* [Pages as source code]:
%%
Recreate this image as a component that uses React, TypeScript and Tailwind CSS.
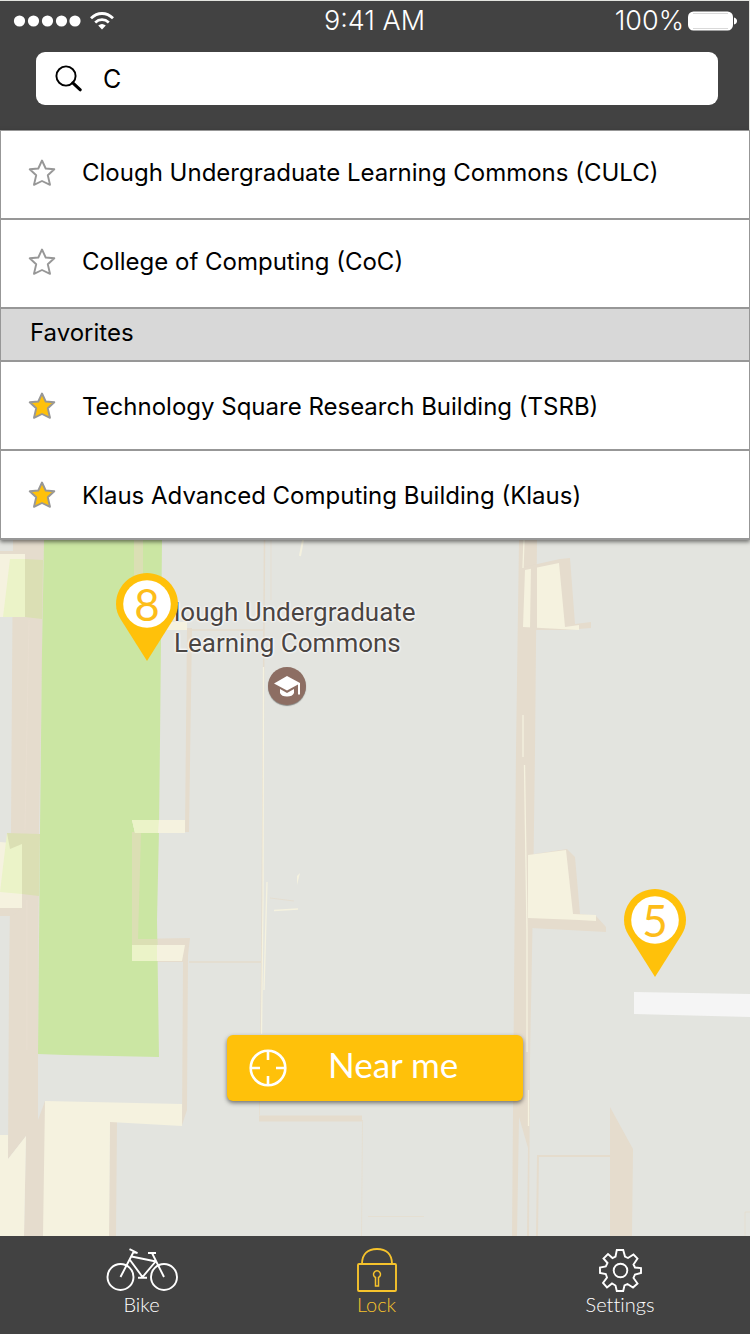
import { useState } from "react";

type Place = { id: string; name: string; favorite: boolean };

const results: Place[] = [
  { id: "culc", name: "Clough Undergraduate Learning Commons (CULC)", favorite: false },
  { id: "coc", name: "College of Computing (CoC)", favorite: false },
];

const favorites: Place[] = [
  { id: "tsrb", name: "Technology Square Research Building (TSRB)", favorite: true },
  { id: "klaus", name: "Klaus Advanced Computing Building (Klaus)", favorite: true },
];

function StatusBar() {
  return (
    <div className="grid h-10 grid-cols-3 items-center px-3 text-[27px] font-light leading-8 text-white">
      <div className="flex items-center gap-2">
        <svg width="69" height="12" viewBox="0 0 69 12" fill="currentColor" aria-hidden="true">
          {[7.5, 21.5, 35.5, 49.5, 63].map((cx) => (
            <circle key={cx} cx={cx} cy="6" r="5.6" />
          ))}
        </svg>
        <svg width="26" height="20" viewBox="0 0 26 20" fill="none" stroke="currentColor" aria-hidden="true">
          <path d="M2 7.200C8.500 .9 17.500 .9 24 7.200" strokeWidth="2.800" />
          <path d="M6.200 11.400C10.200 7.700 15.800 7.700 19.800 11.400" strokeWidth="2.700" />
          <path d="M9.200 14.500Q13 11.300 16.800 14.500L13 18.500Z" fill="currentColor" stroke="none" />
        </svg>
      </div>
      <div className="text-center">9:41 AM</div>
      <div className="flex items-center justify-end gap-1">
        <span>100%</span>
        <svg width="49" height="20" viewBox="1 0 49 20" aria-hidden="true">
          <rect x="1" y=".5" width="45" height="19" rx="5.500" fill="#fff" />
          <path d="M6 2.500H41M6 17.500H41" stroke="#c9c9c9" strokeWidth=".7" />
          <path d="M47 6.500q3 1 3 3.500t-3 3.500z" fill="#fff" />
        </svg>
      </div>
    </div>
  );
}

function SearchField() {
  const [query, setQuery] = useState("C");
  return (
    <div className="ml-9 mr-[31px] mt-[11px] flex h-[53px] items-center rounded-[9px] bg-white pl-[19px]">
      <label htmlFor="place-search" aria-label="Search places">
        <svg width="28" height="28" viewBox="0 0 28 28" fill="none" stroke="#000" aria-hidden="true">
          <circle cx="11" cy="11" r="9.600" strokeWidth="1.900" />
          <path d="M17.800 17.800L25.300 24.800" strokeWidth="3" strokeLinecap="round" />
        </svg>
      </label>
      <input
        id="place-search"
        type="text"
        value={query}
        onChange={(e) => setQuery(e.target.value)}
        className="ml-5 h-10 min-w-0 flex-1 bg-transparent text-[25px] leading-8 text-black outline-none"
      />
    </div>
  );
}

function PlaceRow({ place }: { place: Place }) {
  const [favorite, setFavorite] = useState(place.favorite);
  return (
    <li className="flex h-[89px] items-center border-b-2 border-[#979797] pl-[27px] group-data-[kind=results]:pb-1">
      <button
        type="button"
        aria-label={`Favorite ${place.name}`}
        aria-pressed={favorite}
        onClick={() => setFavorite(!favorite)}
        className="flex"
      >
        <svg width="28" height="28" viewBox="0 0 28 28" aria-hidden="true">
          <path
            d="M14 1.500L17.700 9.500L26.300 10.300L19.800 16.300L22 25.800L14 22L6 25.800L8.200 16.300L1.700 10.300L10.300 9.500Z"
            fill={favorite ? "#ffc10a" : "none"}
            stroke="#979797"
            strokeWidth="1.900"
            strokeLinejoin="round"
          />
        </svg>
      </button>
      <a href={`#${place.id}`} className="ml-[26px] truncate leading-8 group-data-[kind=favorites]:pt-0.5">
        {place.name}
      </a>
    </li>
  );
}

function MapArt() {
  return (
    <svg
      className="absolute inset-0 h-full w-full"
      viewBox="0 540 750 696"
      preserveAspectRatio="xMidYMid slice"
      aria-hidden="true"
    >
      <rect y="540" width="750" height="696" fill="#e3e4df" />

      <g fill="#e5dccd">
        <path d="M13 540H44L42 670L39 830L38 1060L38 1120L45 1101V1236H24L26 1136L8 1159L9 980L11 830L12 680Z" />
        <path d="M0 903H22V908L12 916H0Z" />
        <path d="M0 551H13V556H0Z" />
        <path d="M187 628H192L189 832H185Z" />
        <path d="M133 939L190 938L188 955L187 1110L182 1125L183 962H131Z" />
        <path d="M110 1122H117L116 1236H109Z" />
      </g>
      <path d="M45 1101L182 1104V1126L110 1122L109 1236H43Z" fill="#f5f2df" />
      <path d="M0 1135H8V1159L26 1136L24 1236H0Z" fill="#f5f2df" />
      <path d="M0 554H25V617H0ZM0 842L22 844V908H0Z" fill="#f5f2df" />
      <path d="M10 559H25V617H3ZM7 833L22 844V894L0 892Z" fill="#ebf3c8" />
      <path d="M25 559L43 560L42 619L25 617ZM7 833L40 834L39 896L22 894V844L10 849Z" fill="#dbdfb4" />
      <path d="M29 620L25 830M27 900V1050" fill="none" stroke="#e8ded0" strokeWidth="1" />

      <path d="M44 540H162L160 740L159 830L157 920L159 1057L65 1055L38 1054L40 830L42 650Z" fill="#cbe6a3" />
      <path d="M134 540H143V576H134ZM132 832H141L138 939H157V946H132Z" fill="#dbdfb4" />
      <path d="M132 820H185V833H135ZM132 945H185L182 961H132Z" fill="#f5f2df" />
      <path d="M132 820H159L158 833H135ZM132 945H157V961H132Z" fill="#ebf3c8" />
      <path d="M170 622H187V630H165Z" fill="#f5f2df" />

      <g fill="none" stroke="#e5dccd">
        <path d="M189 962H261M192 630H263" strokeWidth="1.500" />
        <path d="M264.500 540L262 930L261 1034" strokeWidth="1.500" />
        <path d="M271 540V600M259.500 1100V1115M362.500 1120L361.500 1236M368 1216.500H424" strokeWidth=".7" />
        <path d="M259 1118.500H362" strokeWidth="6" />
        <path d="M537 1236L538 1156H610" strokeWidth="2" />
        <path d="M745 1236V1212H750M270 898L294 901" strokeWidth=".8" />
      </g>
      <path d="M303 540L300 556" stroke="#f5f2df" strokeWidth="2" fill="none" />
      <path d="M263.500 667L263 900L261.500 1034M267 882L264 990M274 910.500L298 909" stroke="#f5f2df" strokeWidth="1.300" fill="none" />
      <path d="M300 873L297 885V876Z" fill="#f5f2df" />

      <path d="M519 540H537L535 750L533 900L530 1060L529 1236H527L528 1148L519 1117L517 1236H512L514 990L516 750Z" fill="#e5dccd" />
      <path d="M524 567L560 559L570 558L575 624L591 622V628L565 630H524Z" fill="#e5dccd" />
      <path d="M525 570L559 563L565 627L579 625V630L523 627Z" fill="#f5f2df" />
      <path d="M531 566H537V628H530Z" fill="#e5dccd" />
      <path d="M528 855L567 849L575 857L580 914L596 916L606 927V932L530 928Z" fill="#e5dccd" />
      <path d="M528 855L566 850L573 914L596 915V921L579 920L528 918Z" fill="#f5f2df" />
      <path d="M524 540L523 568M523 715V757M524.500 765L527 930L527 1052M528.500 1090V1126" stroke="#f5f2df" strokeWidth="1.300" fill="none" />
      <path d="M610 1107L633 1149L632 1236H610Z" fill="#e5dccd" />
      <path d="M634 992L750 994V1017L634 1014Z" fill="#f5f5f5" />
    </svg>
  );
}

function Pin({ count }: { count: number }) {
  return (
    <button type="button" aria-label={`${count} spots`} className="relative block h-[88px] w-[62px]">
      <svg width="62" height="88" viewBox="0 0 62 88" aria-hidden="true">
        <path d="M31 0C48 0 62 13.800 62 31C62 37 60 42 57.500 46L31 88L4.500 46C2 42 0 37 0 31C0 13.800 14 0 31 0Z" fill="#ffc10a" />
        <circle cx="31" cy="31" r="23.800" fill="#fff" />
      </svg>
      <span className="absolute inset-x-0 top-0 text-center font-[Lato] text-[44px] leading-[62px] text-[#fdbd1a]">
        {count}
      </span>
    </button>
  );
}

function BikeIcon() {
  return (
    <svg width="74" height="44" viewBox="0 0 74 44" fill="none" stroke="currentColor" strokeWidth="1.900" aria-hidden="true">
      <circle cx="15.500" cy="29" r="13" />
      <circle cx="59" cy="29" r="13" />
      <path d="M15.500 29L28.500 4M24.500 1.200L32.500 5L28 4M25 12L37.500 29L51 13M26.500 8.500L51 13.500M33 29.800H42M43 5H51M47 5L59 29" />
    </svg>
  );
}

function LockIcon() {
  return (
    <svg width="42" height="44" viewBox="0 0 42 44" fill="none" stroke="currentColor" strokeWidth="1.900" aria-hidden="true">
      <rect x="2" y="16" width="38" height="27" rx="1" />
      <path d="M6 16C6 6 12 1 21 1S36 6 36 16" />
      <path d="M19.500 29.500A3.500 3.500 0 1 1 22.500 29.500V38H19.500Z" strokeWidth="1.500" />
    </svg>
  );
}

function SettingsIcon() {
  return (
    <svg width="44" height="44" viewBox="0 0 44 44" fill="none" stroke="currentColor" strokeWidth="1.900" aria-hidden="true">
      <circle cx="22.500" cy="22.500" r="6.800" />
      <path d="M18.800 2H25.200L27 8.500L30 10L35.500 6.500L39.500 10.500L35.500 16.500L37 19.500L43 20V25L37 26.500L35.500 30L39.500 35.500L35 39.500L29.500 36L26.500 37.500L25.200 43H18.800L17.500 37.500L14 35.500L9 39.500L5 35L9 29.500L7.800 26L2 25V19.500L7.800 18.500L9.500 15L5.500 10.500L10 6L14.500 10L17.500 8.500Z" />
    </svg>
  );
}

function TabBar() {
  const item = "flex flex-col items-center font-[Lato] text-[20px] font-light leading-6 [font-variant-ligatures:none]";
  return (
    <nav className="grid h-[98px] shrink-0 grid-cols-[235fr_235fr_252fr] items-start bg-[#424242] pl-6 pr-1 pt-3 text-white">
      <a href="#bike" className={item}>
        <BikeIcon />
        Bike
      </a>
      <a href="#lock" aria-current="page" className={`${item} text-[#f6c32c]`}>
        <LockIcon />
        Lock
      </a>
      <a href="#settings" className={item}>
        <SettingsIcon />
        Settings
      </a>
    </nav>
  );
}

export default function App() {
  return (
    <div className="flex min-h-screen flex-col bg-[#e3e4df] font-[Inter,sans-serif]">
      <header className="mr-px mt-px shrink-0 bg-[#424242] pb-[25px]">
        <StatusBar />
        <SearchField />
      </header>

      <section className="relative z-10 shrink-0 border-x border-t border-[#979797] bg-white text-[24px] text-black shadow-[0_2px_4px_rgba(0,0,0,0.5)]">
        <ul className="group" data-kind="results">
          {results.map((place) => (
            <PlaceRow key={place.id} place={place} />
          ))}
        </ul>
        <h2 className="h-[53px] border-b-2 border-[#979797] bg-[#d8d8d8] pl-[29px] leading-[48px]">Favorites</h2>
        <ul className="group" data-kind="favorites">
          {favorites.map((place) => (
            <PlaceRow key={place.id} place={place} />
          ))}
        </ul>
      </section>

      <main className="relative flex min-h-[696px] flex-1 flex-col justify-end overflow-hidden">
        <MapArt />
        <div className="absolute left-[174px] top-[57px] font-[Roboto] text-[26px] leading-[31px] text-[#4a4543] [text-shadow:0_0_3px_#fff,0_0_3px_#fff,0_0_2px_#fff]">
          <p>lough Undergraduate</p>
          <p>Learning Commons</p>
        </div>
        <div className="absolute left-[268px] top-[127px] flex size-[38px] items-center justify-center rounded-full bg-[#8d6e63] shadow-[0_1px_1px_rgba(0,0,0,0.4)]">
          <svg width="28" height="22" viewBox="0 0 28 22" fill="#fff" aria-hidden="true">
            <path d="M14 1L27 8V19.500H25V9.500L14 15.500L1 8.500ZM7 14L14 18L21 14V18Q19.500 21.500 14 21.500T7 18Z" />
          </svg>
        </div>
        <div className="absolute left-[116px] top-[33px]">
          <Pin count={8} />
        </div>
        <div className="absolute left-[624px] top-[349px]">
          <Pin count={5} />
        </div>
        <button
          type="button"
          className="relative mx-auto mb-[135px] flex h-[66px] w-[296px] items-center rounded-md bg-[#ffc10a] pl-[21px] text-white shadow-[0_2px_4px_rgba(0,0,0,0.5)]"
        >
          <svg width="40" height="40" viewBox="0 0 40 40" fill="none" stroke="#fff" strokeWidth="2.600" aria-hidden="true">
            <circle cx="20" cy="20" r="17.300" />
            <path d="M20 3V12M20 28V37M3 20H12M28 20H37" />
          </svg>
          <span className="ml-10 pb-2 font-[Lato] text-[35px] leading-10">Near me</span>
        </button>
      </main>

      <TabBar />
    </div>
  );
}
%%
%%
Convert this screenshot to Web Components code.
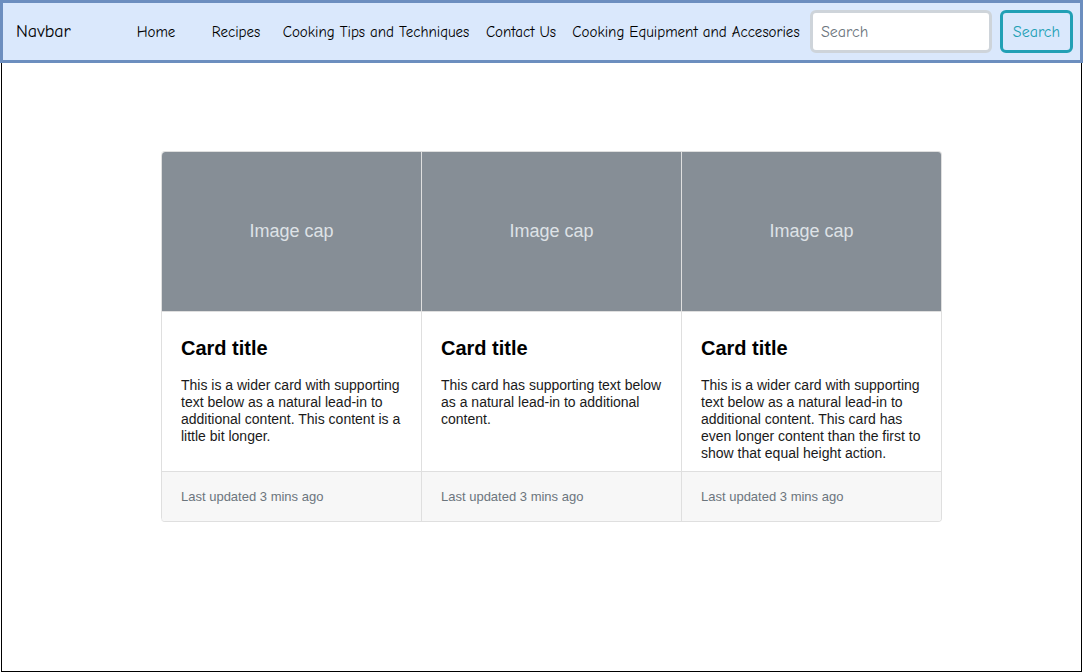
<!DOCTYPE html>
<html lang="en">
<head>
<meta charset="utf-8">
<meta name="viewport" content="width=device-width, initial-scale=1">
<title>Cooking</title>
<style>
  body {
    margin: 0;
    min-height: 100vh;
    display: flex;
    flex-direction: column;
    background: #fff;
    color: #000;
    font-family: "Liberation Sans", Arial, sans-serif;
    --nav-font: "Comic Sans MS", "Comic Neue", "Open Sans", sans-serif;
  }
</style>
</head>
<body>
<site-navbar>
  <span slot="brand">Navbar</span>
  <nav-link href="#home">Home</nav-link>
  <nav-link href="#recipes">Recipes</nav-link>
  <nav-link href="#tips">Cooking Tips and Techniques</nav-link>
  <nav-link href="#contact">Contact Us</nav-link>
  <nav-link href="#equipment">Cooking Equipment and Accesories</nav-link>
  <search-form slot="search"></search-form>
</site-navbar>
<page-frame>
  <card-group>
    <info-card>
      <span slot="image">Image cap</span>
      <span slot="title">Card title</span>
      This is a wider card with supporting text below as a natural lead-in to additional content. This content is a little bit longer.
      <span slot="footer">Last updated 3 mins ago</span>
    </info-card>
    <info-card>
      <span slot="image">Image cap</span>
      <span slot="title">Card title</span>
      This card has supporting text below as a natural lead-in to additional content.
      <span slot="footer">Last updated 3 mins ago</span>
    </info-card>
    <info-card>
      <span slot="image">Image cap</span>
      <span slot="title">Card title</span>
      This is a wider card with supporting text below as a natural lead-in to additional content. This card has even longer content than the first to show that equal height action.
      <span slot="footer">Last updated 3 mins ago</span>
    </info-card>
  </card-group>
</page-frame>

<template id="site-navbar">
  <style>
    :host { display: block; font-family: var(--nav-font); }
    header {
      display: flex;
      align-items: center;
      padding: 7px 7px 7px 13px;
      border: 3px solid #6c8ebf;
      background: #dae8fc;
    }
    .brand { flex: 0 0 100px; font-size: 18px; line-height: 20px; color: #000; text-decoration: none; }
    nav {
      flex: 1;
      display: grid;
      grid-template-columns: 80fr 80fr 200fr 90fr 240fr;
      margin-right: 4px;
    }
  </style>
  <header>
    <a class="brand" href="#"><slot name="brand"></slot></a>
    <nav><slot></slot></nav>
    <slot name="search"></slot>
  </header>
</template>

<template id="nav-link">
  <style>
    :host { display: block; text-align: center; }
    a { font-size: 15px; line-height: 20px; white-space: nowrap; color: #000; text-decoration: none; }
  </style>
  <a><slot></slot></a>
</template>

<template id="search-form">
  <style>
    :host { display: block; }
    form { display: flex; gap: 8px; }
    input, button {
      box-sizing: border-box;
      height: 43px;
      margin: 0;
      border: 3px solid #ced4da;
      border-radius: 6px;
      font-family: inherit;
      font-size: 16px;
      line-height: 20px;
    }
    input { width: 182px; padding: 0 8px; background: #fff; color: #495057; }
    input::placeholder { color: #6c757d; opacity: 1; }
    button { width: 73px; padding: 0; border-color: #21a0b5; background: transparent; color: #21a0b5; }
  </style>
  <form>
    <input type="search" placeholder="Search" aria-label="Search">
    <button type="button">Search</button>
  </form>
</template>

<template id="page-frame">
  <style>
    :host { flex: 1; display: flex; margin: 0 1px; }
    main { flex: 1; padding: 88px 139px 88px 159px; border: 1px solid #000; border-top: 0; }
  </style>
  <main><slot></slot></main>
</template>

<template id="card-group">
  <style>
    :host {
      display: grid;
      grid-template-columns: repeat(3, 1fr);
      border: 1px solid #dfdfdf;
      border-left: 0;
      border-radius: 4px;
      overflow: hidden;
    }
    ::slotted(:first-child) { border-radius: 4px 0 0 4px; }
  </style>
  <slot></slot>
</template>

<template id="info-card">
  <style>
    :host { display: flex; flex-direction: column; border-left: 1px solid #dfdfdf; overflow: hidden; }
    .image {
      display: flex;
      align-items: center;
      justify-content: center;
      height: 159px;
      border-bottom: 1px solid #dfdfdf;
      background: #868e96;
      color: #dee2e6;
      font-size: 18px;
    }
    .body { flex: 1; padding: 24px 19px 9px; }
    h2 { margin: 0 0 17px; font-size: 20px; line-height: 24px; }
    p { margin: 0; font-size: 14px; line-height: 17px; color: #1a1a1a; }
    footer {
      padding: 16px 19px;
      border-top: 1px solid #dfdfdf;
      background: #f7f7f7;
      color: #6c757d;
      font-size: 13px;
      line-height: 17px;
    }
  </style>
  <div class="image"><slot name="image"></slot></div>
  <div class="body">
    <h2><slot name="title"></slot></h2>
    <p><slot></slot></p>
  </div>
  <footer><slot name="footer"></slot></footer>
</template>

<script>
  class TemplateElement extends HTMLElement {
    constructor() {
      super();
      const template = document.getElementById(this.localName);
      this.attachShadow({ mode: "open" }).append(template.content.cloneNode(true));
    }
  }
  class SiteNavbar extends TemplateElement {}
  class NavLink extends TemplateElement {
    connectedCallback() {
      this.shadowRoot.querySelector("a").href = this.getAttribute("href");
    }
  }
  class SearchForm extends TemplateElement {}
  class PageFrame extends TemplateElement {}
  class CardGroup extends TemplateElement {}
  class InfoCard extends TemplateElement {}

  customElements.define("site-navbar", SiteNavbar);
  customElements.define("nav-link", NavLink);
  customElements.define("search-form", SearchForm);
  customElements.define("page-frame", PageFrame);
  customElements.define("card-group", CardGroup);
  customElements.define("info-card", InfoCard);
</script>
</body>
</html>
%%
* [Requirements]: From the entries above, copy out every line where the string "that" appears.

* [Answer to this exercise]:
Recreate this image as a component that uses React, TypeScript and Tailwind CSS.
      This is a wider card with supporting text below as a natural lead-in to additional content. This card has even longer content than the first to show that equal height action.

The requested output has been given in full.